** THE PROBLEM **
Go through the data below. List every line that holds the word "screenshot".

** DATA IN THIS EXERCISE **
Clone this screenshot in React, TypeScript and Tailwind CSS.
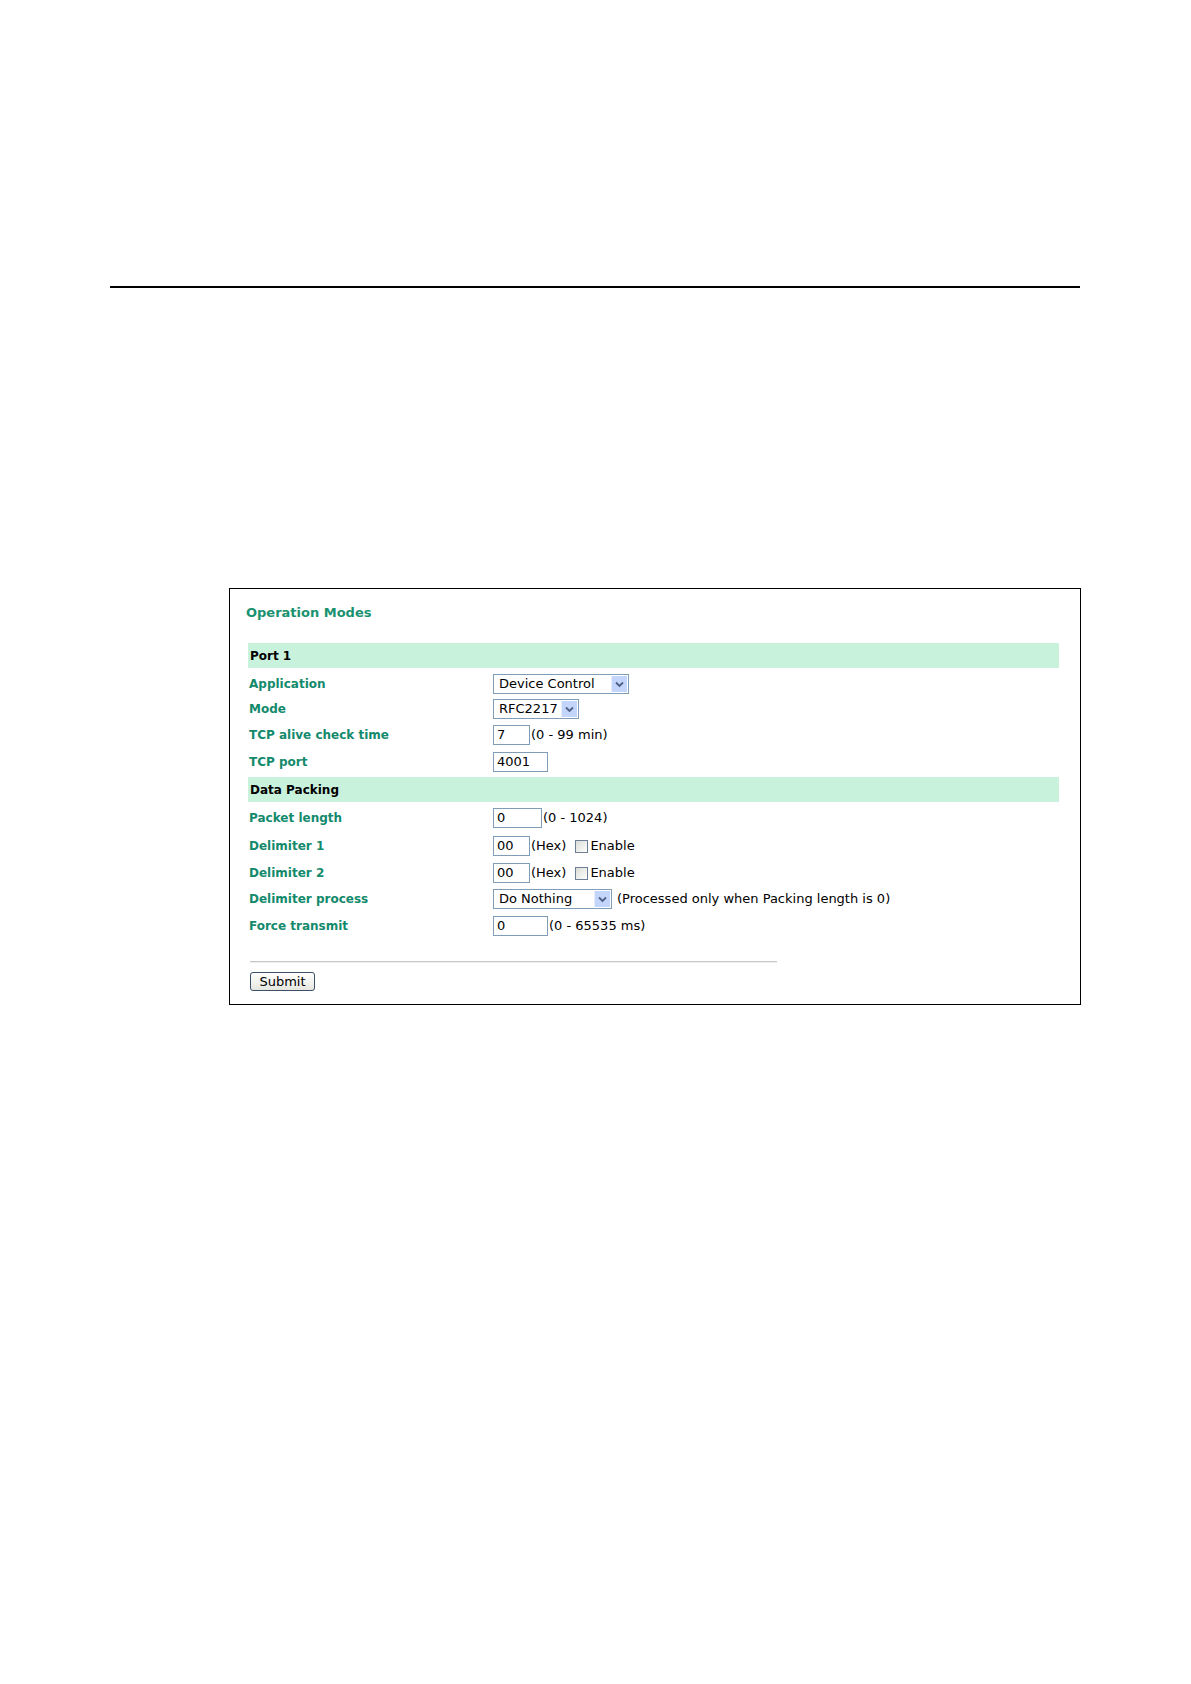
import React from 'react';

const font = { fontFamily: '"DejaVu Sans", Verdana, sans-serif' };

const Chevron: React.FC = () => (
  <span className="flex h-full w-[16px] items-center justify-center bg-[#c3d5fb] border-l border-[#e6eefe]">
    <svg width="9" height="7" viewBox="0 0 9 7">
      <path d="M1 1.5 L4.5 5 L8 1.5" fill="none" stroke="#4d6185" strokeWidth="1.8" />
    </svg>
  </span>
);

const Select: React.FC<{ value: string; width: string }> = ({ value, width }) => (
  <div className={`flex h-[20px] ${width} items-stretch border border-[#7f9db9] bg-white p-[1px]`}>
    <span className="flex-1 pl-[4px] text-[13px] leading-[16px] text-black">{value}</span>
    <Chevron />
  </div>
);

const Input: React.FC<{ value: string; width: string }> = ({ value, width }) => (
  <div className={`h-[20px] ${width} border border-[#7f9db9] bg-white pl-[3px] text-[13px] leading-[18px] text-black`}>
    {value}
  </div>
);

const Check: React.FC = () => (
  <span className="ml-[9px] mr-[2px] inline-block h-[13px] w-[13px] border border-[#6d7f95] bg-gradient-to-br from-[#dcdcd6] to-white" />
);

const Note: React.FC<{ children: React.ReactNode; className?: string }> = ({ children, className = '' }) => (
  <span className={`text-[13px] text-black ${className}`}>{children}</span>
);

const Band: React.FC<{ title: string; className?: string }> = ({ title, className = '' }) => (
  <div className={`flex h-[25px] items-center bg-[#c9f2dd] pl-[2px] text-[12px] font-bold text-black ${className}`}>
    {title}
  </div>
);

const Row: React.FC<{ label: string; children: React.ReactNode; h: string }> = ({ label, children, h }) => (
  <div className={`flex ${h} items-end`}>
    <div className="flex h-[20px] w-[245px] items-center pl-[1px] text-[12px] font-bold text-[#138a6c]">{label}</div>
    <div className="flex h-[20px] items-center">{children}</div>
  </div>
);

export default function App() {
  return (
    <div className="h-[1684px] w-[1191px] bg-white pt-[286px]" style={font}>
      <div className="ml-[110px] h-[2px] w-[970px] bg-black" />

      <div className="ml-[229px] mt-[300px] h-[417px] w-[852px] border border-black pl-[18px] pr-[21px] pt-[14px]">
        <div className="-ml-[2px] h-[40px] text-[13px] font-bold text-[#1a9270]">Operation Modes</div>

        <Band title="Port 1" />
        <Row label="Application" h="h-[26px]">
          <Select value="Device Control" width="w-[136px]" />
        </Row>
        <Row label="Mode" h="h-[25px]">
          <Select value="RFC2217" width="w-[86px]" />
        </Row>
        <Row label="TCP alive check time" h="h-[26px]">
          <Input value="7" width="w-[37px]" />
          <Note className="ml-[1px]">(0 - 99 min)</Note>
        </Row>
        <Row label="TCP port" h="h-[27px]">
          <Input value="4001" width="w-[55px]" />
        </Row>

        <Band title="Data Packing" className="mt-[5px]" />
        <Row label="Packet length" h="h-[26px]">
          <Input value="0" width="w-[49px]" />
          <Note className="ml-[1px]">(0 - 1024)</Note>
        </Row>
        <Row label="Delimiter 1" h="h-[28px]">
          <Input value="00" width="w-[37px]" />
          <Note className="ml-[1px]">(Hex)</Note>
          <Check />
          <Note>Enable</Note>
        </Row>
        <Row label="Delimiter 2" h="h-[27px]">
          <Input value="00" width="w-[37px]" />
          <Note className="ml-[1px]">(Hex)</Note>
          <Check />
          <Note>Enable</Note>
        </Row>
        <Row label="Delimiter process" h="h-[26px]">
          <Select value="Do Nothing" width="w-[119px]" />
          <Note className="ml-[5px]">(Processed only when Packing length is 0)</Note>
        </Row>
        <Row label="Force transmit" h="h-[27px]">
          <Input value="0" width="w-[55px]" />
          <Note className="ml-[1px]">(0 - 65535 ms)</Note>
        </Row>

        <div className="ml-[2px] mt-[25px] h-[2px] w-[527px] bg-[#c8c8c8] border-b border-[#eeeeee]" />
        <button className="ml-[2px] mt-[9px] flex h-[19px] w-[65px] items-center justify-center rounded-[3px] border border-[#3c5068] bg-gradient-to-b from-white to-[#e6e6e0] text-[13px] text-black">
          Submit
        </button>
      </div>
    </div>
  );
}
---
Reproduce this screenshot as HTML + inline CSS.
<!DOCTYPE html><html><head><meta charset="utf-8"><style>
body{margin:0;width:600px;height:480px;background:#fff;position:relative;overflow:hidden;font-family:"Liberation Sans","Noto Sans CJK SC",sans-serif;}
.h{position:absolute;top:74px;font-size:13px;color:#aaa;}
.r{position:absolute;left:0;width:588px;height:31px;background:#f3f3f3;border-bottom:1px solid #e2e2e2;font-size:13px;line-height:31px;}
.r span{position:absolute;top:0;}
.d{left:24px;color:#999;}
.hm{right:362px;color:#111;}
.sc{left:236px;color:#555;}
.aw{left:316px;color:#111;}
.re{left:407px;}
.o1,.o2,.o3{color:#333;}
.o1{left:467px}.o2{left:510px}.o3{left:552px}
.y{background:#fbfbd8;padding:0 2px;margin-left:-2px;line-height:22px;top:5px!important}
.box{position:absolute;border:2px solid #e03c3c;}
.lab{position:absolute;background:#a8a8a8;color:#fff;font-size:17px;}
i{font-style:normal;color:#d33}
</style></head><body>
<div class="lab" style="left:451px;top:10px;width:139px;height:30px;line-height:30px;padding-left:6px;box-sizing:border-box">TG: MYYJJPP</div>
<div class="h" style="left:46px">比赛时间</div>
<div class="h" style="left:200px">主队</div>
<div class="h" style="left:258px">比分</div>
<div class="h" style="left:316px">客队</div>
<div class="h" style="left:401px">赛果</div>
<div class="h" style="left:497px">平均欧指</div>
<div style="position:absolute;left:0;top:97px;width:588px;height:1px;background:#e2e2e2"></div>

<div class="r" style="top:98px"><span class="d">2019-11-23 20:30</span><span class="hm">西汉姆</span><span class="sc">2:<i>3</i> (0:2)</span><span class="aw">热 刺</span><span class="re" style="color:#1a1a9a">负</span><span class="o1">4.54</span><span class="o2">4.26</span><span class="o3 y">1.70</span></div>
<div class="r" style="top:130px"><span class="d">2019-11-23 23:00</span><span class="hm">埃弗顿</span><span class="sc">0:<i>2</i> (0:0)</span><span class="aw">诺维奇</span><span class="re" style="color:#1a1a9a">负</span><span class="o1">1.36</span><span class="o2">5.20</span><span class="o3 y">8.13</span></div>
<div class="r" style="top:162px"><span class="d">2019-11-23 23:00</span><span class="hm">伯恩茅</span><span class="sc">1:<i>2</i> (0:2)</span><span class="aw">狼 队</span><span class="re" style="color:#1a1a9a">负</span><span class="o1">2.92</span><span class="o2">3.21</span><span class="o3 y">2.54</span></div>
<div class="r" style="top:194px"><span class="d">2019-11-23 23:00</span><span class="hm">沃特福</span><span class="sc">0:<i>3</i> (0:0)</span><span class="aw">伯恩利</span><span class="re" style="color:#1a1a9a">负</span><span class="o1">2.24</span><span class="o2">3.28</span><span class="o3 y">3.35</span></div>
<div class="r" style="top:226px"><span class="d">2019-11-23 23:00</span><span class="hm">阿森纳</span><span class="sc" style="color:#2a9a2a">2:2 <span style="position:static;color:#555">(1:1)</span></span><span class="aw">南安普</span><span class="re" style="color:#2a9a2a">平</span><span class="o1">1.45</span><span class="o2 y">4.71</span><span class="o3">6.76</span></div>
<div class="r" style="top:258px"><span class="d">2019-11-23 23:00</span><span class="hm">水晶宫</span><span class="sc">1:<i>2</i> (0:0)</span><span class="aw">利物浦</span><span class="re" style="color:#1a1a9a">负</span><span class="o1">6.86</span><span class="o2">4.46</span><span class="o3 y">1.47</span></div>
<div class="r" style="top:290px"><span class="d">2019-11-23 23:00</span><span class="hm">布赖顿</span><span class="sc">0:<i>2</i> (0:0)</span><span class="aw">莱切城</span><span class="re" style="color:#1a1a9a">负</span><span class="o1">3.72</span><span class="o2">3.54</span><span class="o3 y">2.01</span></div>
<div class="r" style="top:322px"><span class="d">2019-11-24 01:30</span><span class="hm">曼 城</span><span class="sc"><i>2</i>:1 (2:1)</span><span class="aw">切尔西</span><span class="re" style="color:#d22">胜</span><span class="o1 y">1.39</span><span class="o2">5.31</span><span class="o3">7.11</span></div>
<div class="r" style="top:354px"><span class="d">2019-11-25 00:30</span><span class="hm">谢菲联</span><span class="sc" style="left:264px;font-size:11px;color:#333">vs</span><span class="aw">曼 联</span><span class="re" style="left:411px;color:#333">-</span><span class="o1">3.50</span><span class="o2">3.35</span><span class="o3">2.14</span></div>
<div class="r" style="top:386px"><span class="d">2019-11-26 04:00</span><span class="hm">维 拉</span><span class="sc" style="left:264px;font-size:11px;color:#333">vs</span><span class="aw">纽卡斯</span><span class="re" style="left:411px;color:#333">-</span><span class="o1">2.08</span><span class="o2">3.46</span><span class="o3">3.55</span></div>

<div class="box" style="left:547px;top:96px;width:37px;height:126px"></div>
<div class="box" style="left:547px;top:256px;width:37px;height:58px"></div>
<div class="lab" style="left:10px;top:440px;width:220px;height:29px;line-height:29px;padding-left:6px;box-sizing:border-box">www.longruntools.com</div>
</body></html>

** OUTPUT OF THE EXERCISE **
Clone this screenshot in React, TypeScript and Tailwind CSS.
Reproduce this screenshot as HTML + inline CSS.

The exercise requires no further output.